▶ [What the exercise asks] Return the data exactly, with all pictures removed.

▶ [Stored data]
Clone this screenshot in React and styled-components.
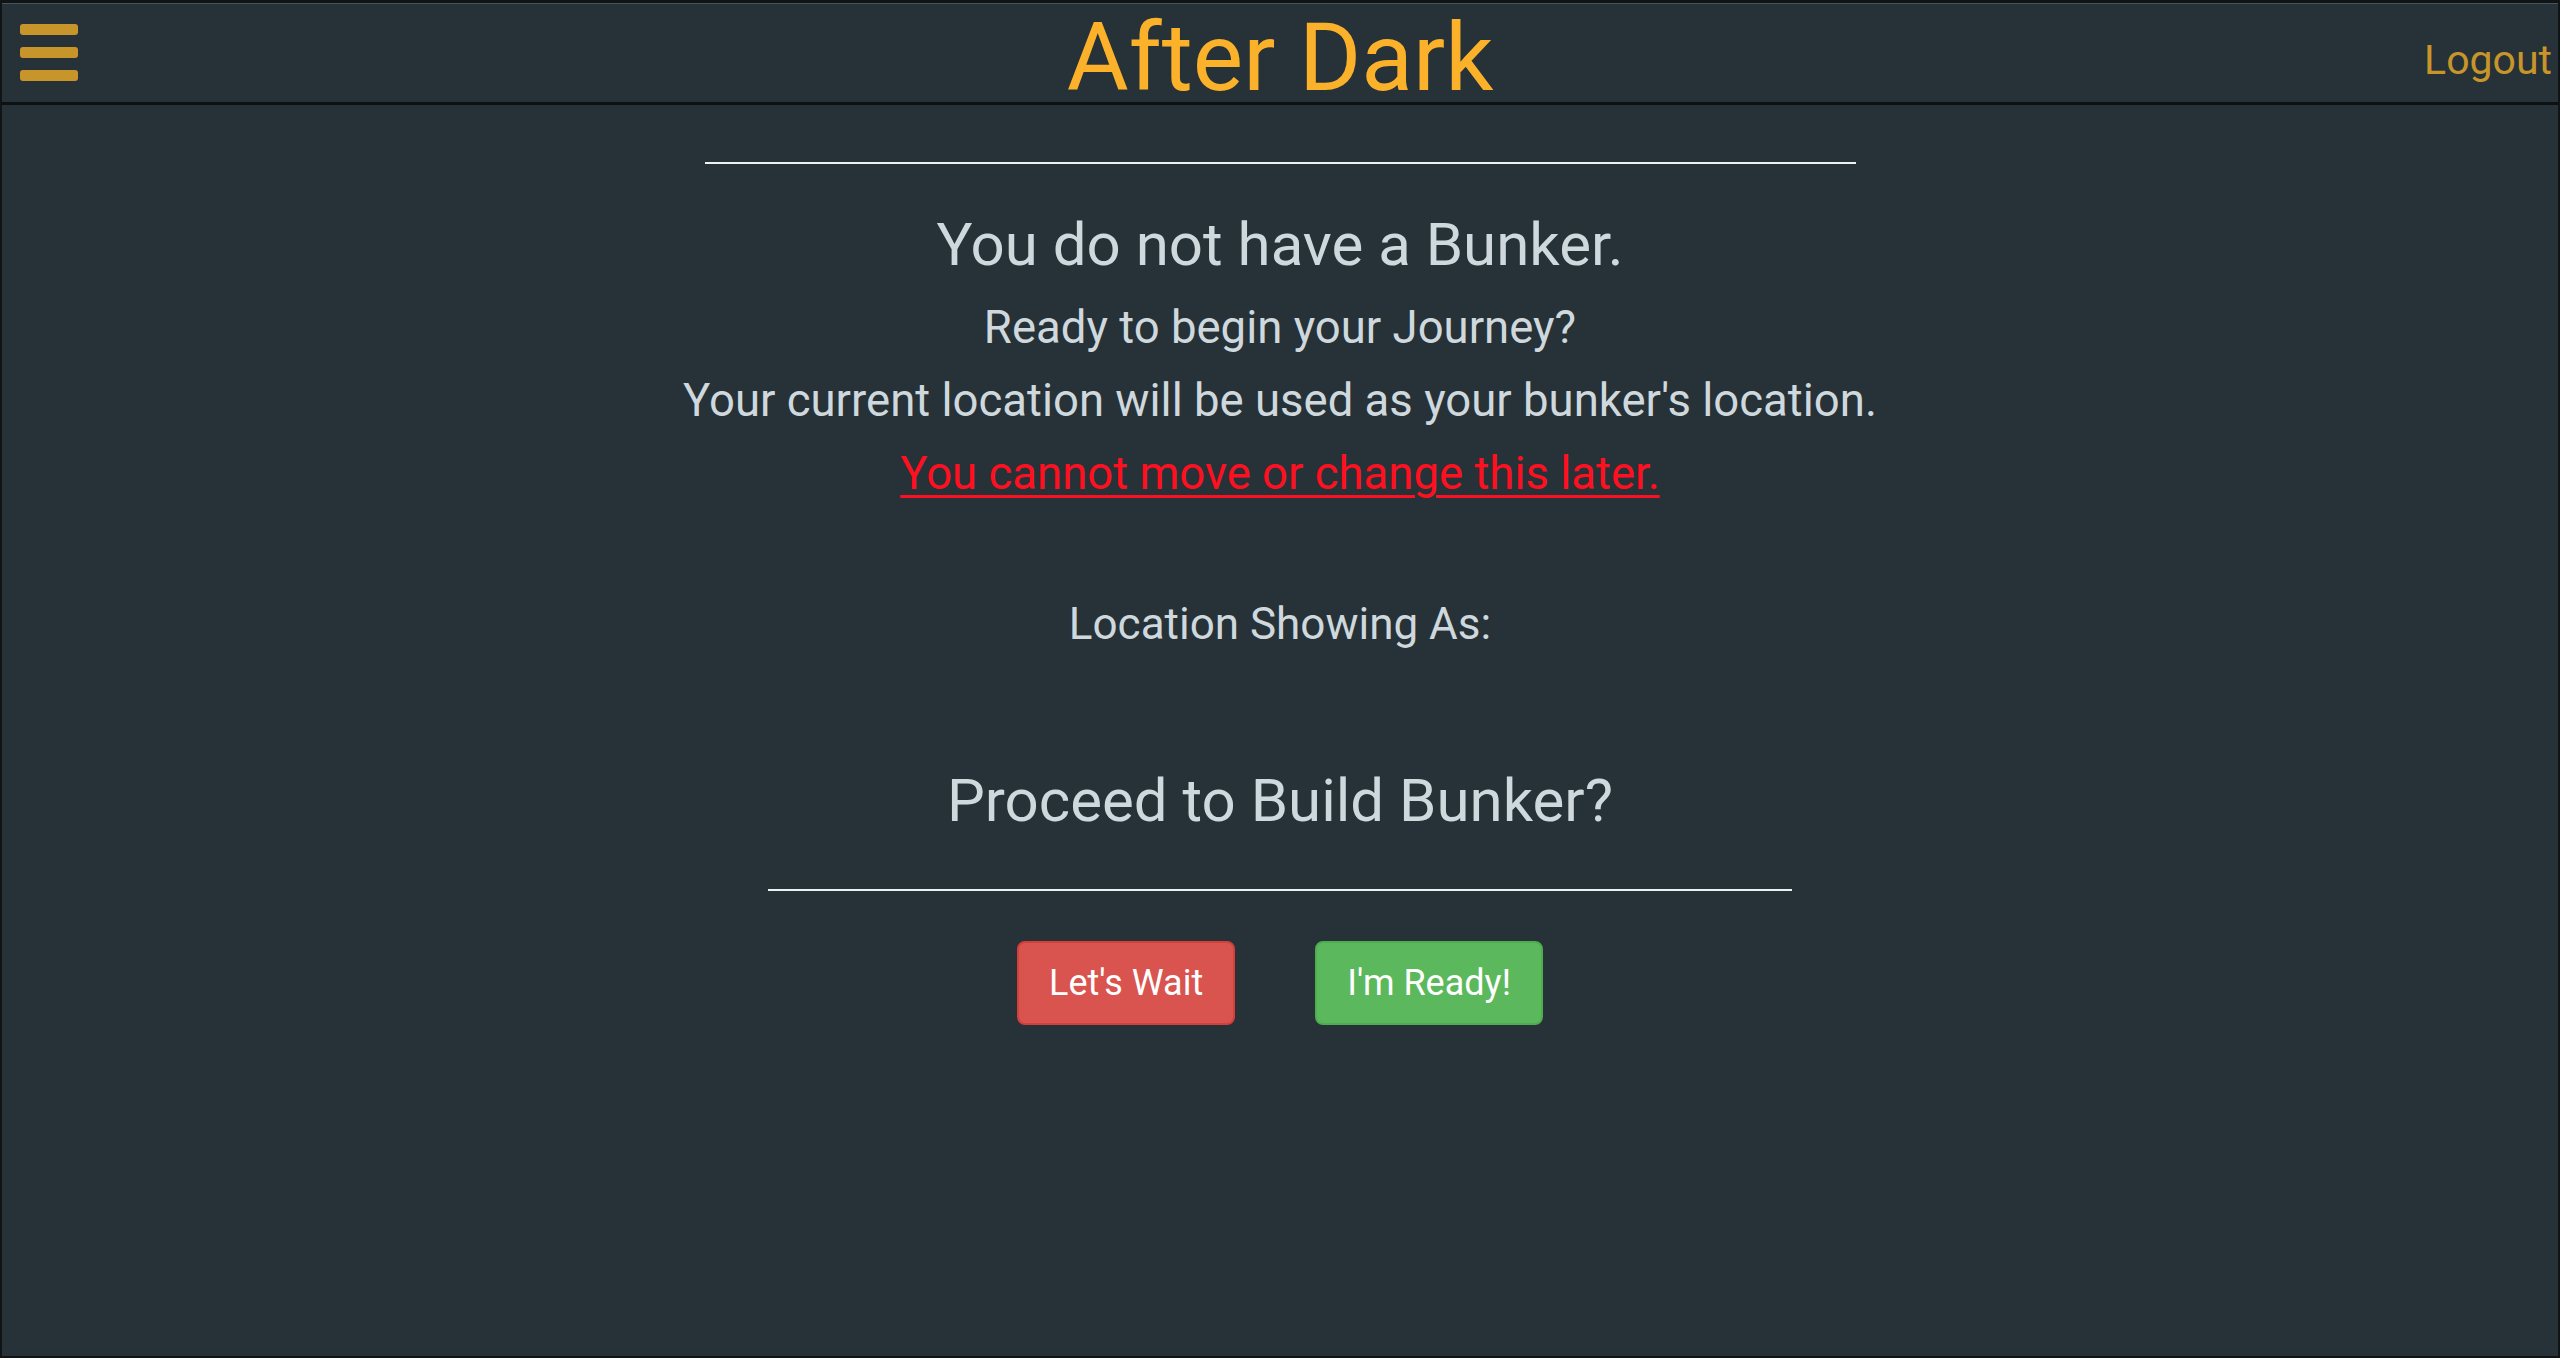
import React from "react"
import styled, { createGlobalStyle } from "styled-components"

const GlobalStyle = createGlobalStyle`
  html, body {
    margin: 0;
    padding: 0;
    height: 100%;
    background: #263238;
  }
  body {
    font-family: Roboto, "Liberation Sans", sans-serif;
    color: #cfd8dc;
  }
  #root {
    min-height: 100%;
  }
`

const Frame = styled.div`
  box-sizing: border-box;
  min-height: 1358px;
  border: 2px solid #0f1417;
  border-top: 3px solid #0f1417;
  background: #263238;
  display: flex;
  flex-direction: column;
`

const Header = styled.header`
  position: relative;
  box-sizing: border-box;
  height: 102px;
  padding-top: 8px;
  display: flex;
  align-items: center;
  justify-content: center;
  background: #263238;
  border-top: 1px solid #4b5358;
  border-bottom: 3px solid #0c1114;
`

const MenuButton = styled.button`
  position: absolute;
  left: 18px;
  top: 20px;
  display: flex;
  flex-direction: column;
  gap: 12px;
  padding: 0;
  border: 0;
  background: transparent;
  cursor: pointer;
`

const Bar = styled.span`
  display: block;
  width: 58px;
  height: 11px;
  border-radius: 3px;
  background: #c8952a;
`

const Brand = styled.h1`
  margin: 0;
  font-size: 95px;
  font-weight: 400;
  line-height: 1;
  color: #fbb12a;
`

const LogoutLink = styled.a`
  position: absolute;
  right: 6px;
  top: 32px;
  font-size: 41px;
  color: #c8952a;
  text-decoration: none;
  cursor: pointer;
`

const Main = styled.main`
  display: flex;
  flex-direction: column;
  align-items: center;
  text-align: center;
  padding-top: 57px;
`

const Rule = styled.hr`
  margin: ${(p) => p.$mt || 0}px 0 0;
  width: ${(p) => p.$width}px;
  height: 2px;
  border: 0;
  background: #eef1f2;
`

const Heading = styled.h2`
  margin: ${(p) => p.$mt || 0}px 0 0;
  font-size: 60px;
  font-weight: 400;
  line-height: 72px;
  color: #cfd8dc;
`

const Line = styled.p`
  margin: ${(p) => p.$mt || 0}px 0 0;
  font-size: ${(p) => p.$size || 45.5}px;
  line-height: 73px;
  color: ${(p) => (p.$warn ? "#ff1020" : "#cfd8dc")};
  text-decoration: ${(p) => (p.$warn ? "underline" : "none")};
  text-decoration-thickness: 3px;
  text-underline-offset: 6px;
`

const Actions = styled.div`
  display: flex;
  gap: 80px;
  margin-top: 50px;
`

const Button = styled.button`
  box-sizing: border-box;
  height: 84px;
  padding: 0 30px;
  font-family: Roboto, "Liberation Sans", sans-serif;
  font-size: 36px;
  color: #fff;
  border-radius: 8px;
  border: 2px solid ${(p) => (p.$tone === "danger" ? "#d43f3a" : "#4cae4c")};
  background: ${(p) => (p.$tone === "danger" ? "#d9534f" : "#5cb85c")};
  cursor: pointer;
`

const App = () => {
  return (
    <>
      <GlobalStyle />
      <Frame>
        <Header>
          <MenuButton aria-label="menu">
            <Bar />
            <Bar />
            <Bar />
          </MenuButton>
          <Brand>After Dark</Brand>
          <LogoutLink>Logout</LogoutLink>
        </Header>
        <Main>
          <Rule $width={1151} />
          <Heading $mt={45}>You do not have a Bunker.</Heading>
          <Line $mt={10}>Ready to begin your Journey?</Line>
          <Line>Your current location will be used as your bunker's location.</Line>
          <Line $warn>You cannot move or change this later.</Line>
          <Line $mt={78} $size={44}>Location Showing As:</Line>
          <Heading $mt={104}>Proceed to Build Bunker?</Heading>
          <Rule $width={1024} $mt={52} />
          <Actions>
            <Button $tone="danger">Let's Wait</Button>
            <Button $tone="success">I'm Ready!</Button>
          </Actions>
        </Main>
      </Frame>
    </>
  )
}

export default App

▶ [Answer below]
Clone this screenshot in React and styled-components.
import React from "react"
import styled, { createGlobalStyle } from "styled-components"

const GlobalStyle = createGlobalStyle`
  html, body {
    margin: 0;
    padding: 0;
    height: 100%;
    background: #263238;
  }
  body {
    font-family: Roboto, "Liberation Sans", sans-serif;
    color: #cfd8dc;
  }
  #root {
    min-height: 100%;
  }
`

const Frame = styled.div`
  box-sizing: border-box;
  min-height: 1358px;
  border: 2px solid #0f1417;
  border-top: 3px solid #0f1417;
  background: #263238;
  display: flex;
  flex-direction: column;
`

const Header = styled.header`
  position: relative;
  box-sizing: border-box;
  height: 102px;
  padding-top: 8px;
  display: flex;
  align-items: center;
  justify-content: center;
  background: #263238;
  border-top: 1px solid #4b5358;
  border-bottom: 3px solid #0c1114;
`

const MenuButton = styled.button`
  position: absolute;
  left: 18px;
  top: 20px;
  display: flex;
  flex-direction: column;
  gap: 12px;
  padding: 0;
  border: 0;
  background: transparent;
  cursor: pointer;
`

const Bar = styled.span`
  display: block;
  width: 58px;
  height: 11px;
  border-radius: 3px;
  background: #c8952a;
`

const Brand = styled.h1`
  margin: 0;
  font-size: 95px;
  font-weight: 400;
  line-height: 1;
  color: #fbb12a;
`

const LogoutLink = styled.a`
  position: absolute;
  right: 6px;
  top: 32px;
  font-size: 41px;
  color: #c8952a;
  text-decoration: none;
  cursor: pointer;
`

const Main = styled.main`
  display: flex;
  flex-direction: column;
  align-items: center;
  text-align: center;
  padding-top: 57px;
`

const Rule = styled.hr`
  margin: ${(p) => p.$mt || 0}px 0 0;
  width: ${(p) => p.$width}px;
  height: 2px;
  border: 0;
  background: #eef1f2;
`

const Heading = styled.h2`
  margin: ${(p) => p.$mt || 0}px 0 0;
  font-size: 60px;
  font-weight: 400;
  line-height: 72px;
  color: #cfd8dc;
`

const Line = styled.p`
  margin: ${(p) => p.$mt || 0}px 0 0;
  font-size: ${(p) => p.$size || 45.5}px;
  line-height: 73px;
  color: ${(p) => (p.$warn ? "#ff1020" : "#cfd8dc")};
  text-decoration: ${(p) => (p.$warn ? "underline" : "none")};
  text-decoration-thickness: 3px;
  text-underline-offset: 6px;
`

const Actions = styled.div`
  display: flex;
  gap: 80px;
  margin-top: 50px;
`

const Button = styled.button`
  box-sizing: border-box;
  height: 84px;
  padding: 0 30px;
  font-family: Roboto, "Liberation Sans", sans-serif;
  font-size: 36px;
  color: #fff;
  border-radius: 8px;
  border: 2px solid ${(p) => (p.$tone === "danger" ? "#d43f3a" : "#4cae4c")};
  background: ${(p) => (p.$tone === "danger" ? "#d9534f" : "#5cb85c")};
  cursor: pointer;
`

const App = () => {
  return (
    <>
      <GlobalStyle />
      <Frame>
        <Header>
          <MenuButton aria-label="menu">
            <Bar />
            <Bar />
            <Bar />
          </MenuButton>
          <Brand>After Dark</Brand>
          <LogoutLink>Logout</LogoutLink>
        </Header>
        <Main>
          <Rule $width={1151} />
          <Heading $mt={45}>You do not have a Bunker.</Heading>
          <Line $mt={10}>Ready to begin your Journey?</Line>
          <Line>Your current location will be used as your bunker's location.</Line>
          <Line $warn>You cannot move or change this later.</Line>
          <Line $mt={78} $size={44}>Location Showing As:</Line>
          <Heading $mt={104}>Proceed to Build Bunker?</Heading>
          <Rule $width={1024} $mt={52} />
          <Actions>
            <Button $tone="danger">Let's Wait</Button>
            <Button $tone="success">I'm Ready!</Button>
          </Actions>
        </Main>
      </Frame>
    </>
  )
}

export default App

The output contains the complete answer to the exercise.